Task details
Faithfully return all lines, omitting every embedded picture.

Recorded information
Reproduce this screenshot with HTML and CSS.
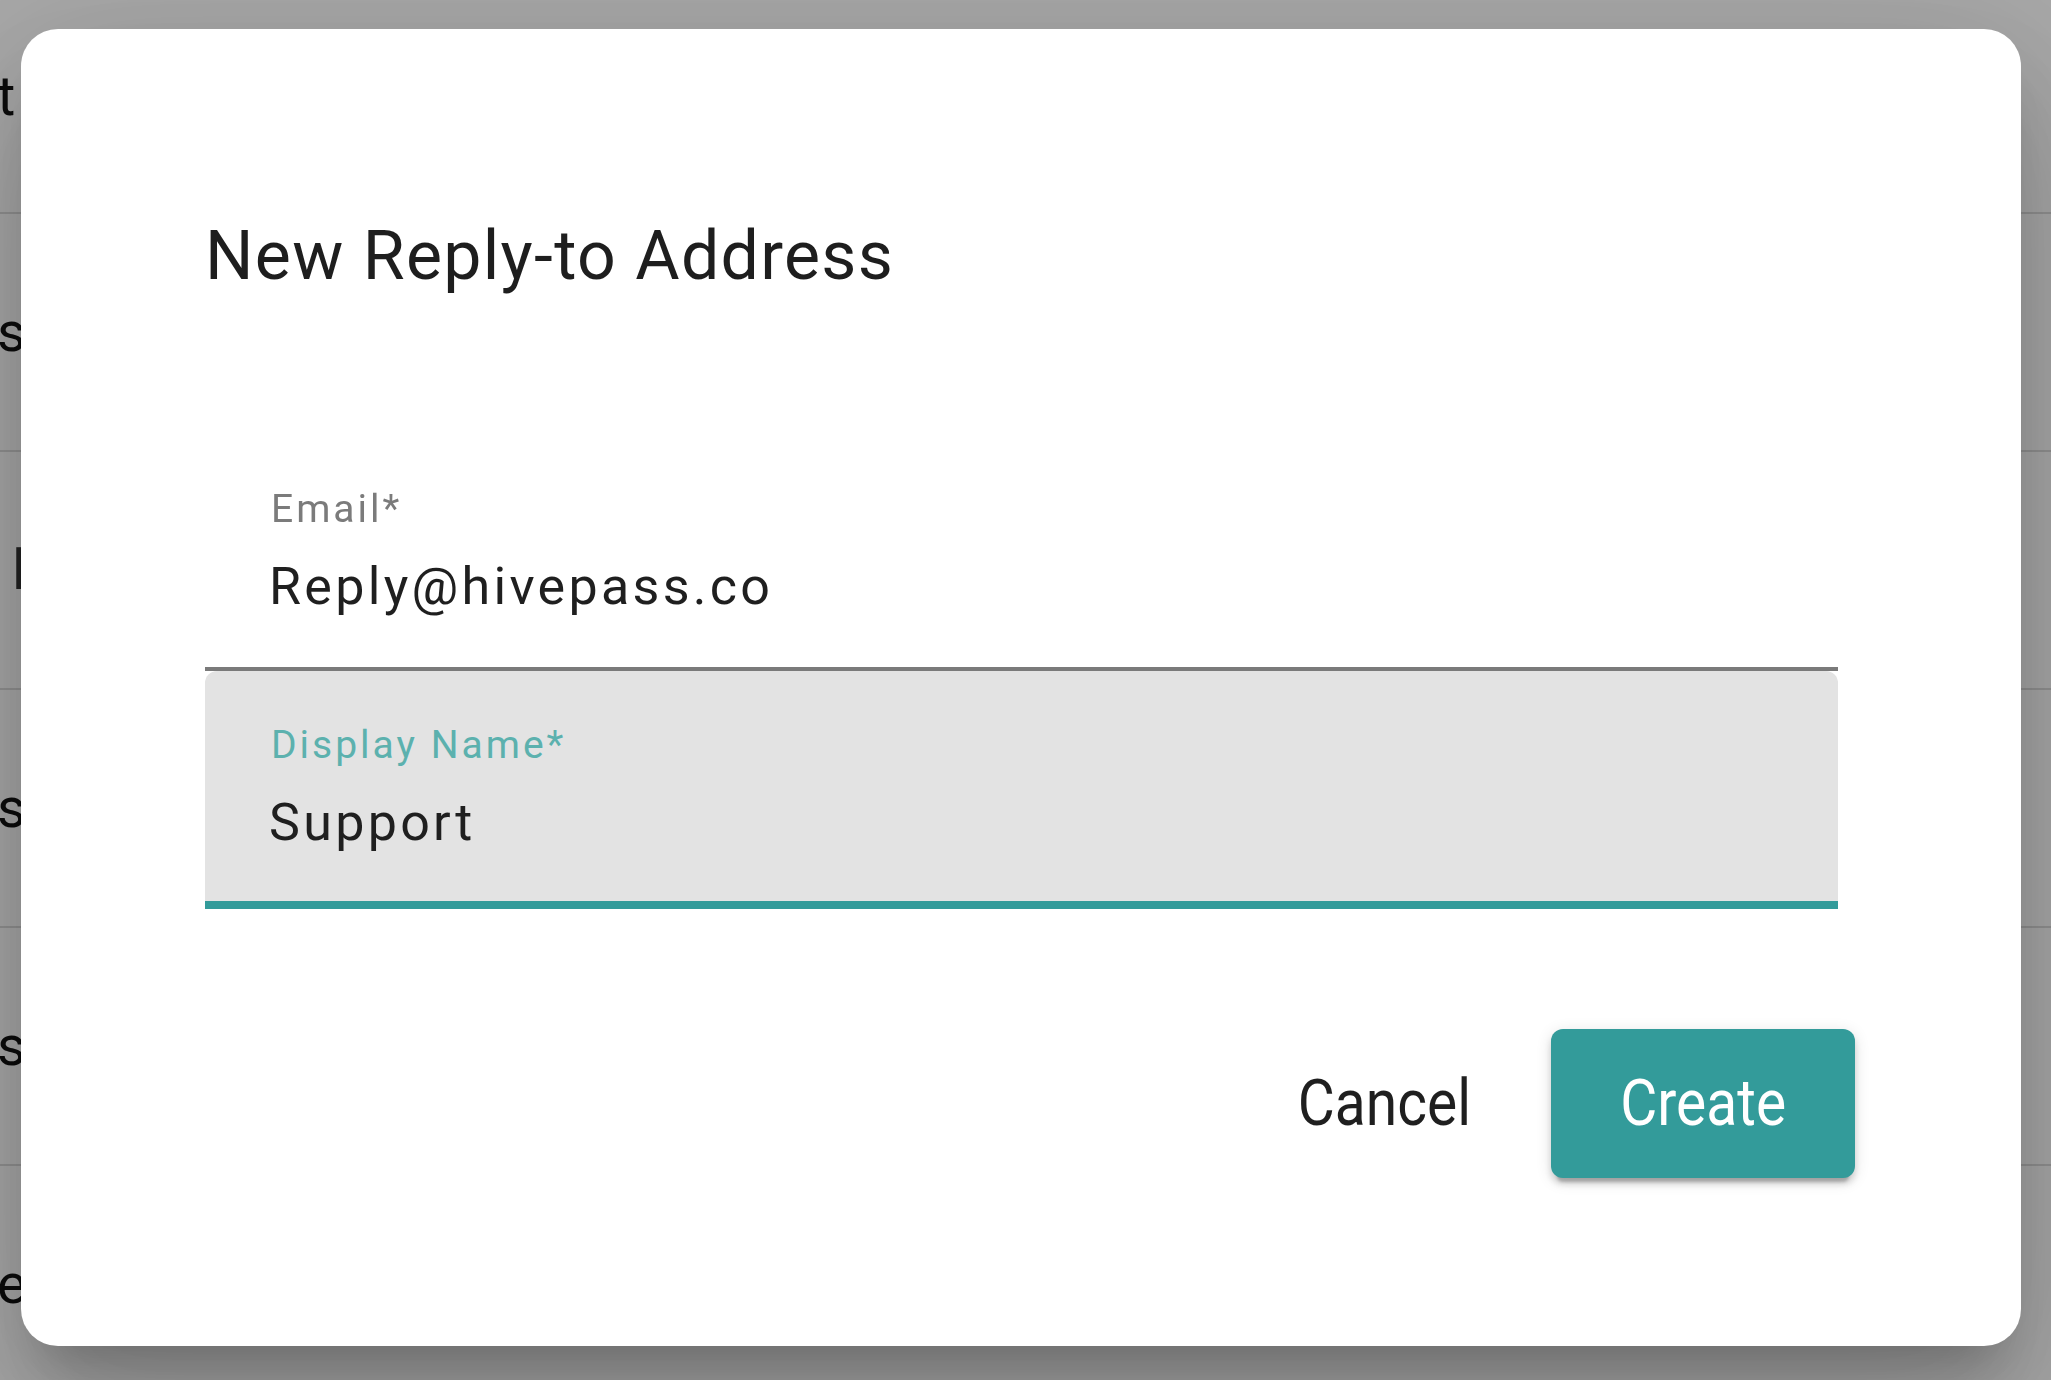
FILE: index.html
```html
<!DOCTYPE html>
<html lang="en">
<head>
<meta charset="utf-8">
<title>New Reply-to Address</title>
<link rel="stylesheet" href="styles.css">
</head>
<body>
<div class="page">
  <div class="row row-head"><span class="frag">t</span></div>
  <div class="row"><span class="frag">s</span></div>
  <div class="row"><span class="frag frag-bar">l</span></div>
  <div class="row"><span class="frag">s</span></div>
  <div class="row"><span class="frag">s</span></div>
  <div class="row"><span class="frag">ep</span></div>
</div>

<div class="backdrop">
  <div class="dialog" role="dialog" aria-labelledby="dlg-title">
    <h2 class="dialog-title" id="dlg-title">New Reply-to Address</h2>
    <div class="fields">
      <div class="field">
        <label class="field-label" for="email">Email*</label>
        <input class="field-input" id="email" type="text" value="Reply@hivepass.co">
      </div>
      <div class="field field-focused">
        <label class="field-label" for="dname">Display Name*</label>
        <input class="field-input" id="dname" type="text" value="Support">
      </div>
    </div>
    <div class="actions">
      <button class="btn btn-text" type="button"><span class="btn-label">Cancel</span></button>
      <button class="btn btn-primary" type="button"><span class="btn-label">Create</span></button>
    </div>
  </div>
</div>
</body>
</html>
```

FILE: styles.css
```css
* { box-sizing: border-box; }

html, body {
  margin: 0;
  padding: 0;
  width: 100%;
  height: 100%;
  overflow: hidden;
  background: #ffffff;
  font-family: Roboto, "Noto Sans", "Liberation Sans", sans-serif;
}

/* underlying page (mostly covered) */
.page {
  display: flex;
  flex-direction: column;
}

.row {
  height: 238px;
  display: flex;
  align-items: center;
  border-bottom: 2px solid #dcdcdc;
  padding-left: 0;
}

.row-head {
  height: 214px;
  align-items: flex-start;
  padding-top: 66px;
}

.frag {
  font-size: 56px;
  line-height: 60px;
  color: #111;
  margin-left: -3px;
}

.frag-bar {
  margin-left: 12px;
  color: #333;
}

/* overlay */
.backdrop {
  position: fixed;
  inset: 0;
  background: rgba(0, 0, 0, 0.34);
  display: flex;
  padding: 29px 30px 34px 21px;
}

.dialog {
  flex: 1;
  background: #ffffff;
  border-radius: 37px;
  box-shadow:
    0 36px 49px -23px rgba(0, 0, 0, 0.2),
    0 78px 124px 10px rgba(0, 0, 0, 0.14),
    0 29px 150px 26px rgba(0, 0, 0, 0.12);
  display: flex;
  flex-direction: column;
  padding: 187px 183px 168px 184px;
}

.dialog-title {
  margin: 0;
  font-size: 68px;
  line-height: 80px;
  font-weight: 400;
  letter-spacing: 1.3px;
  color: #1e1e1e;
}

.fields {
  margin-top: 139px;
  display: flex;
  flex-direction: column;
}

.field {
  height: 236px;
  display: flex;
  flex-direction: column;
  padding: 51px 40px 0 66px;
  border-bottom: 4px solid #7a7a7a;
}

.field-focused {
  height: 238px;
  background: #e3e3e3;
  border-radius: 12px 12px 0 0;
  border-bottom: 8px solid #339b9a;
}

.field-label {
  font-size: 39px;
  line-height: 46px;
  letter-spacing: 3px;
  color: #7b7b7b;
}

.field-focused .field-label {
  color: #5cb1ae;
}

.field-input {
  margin-top: 25px;
  margin-left: -2px;
  height: 60px;
  padding: 0;
  border: 0;
  outline: none;
  background: transparent;
  font-family: inherit;
  font-size: 52px;
  line-height: 60px;
  letter-spacing: 3.3px;
  color: #1f1f1f;
  width: 100%;
}

.actions {
  margin-top: 120px;
  margin-right: -17px;
  display: flex;
  justify-content: flex-end;
  gap: 15px;
}

.btn {
  width: 304px;
  height: 149px;
  border: 0;
  border-radius: 12px;
  font-family: inherit;
  font-size: 64px;
  font-weight: 400;
  display: flex;
  align-items: center;
  justify-content: center;
  padding: 0;
  cursor: pointer;
}

.btn-label {
  display: inline-block;
  transform: scaleX(0.89);
  line-height: 1;
}

.btn-text {
  background: transparent;
  color: #1f1f1f;
}

.btn-primary {
  background: #339b9a;
  color: #ffffff;
  box-shadow:
    0 10px 3px -6px rgba(0, 0, 0, 0.2),
    0 6px 6px 0 rgba(0, 0, 0, 0.14),
    0 3px 16px 0 rgba(0, 0, 0, 0.12);
}
```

Output
Reproduce this screenshot with HTML and CSS.
FILE: index.html
```html
<!DOCTYPE html>
<html lang="en">
<head>
<meta charset="utf-8">
<title>New Reply-to Address</title>
<link rel="stylesheet" href="styles.css">
</head>
<body>
<div class="page">
  <div class="row row-head"><span class="frag">t</span></div>
  <div class="row"><span class="frag">s</span></div>
  <div class="row"><span class="frag frag-bar">l</span></div>
  <div class="row"><span class="frag">s</span></div>
  <div class="row"><span class="frag">s</span></div>
  <div class="row"><span class="frag">ep</span></div>
</div>

<div class="backdrop">
  <div class="dialog" role="dialog" aria-labelledby="dlg-title">
    <h2 class="dialog-title" id="dlg-title">New Reply-to Address</h2>
    <div class="fields">
      <div class="field">
        <label class="field-label" for="email">Email*</label>
        <input class="field-input" id="email" type="text" value="Reply@hivepass.co">
      </div>
      <div class="field field-focused">
        <label class="field-label" for="dname">Display Name*</label>
        <input class="field-input" id="dname" type="text" value="Support">
      </div>
    </div>
    <div class="actions">
      <button class="btn btn-text" type="button"><span class="btn-label">Cancel</span></button>
      <button class="btn btn-primary" type="button"><span class="btn-label">Create</span></button>
    </div>
  </div>
</div>
</body>
</html>
```

FILE: styles.css
```css
* { box-sizing: border-box; }

html, body {
  margin: 0;
  padding: 0;
  width: 100%;
  height: 100%;
  overflow: hidden;
  background: #ffffff;
  font-family: Roboto, "Noto Sans", "Liberation Sans", sans-serif;
}

/* underlying page (mostly covered) */
.page {
  display: flex;
  flex-direction: column;
}

.row {
  height: 238px;
  display: flex;
  align-items: center;
  border-bottom: 2px solid #dcdcdc;
  padding-left: 0;
}

.row-head {
  height: 214px;
  align-items: flex-start;
  padding-top: 66px;
}

.frag {
  font-size: 56px;
  line-height: 60px;
  color: #111;
  margin-left: -3px;
}

.frag-bar {
  margin-left: 12px;
  color: #333;
}

/* overlay */
.backdrop {
  position: fixed;
  inset: 0;
  background: rgba(0, 0, 0, 0.34);
  display: flex;
  padding: 29px 30px 34px 21px;
}

.dialog {
  flex: 1;
  background: #ffffff;
  border-radius: 37px;
  box-shadow:
    0 36px 49px -23px rgba(0, 0, 0, 0.2),
    0 78px 124px 10px rgba(0, 0, 0, 0.14),
    0 29px 150px 26px rgba(0, 0, 0, 0.12);
  display: flex;
  flex-direction: column;
  padding: 187px 183px 168px 184px;
}

.dialog-title {
  margin: 0;
  font-size: 68px;
  line-height: 80px;
  font-weight: 400;
  letter-spacing: 1.3px;
  color: #1e1e1e;
}

.fields {
  margin-top: 139px;
  display: flex;
  flex-direction: column;
}

.field {
  height: 236px;
  display: flex;
  flex-direction: column;
  padding: 51px 40px 0 66px;
  border-bottom: 4px solid #7a7a7a;
}

.field-focused {
  height: 238px;
  background: #e3e3e3;
  border-radius: 12px 12px 0 0;
  border-bottom: 8px solid #339b9a;
}

.field-label {
  font-size: 39px;
  line-height: 46px;
  letter-spacing: 3px;
  color: #7b7b7b;
}

.field-focused .field-label {
  color: #5cb1ae;
}

.field-input {
  margin-top: 25px;
  margin-left: -2px;
  height: 60px;
  padding: 0;
  border: 0;
  outline: none;
  background: transparent;
  font-family: inherit;
  font-size: 52px;
  line-height: 60px;
  letter-spacing: 3.3px;
  color: #1f1f1f;
  width: 100%;
}

.actions {
  margin-top: 120px;
  margin-right: -17px;
  display: flex;
  justify-content: flex-end;
  gap: 15px;
}

.btn {
  width: 304px;
  height: 149px;
  border: 0;
  border-radius: 12px;
  font-family: inherit;
  font-size: 64px;
  font-weight: 400;
  display: flex;
  align-items: center;
  justify-content: center;
  padding: 0;
  cursor: pointer;
}

.btn-label {
  display: inline-block;
  transform: scaleX(0.89);
  line-height: 1;
}

.btn-text {
  background: transparent;
  color: #1f1f1f;
}

.btn-primary {
  background: #339b9a;
  color: #ffffff;
  box-shadow:
    0 10px 3px -6px rgba(0, 0, 0, 0.2),
    0 6px 6px 0 rgba(0, 0, 0, 0.14),
    0 3px 16px 0 rgba(0, 0, 0, 0.12);
}
```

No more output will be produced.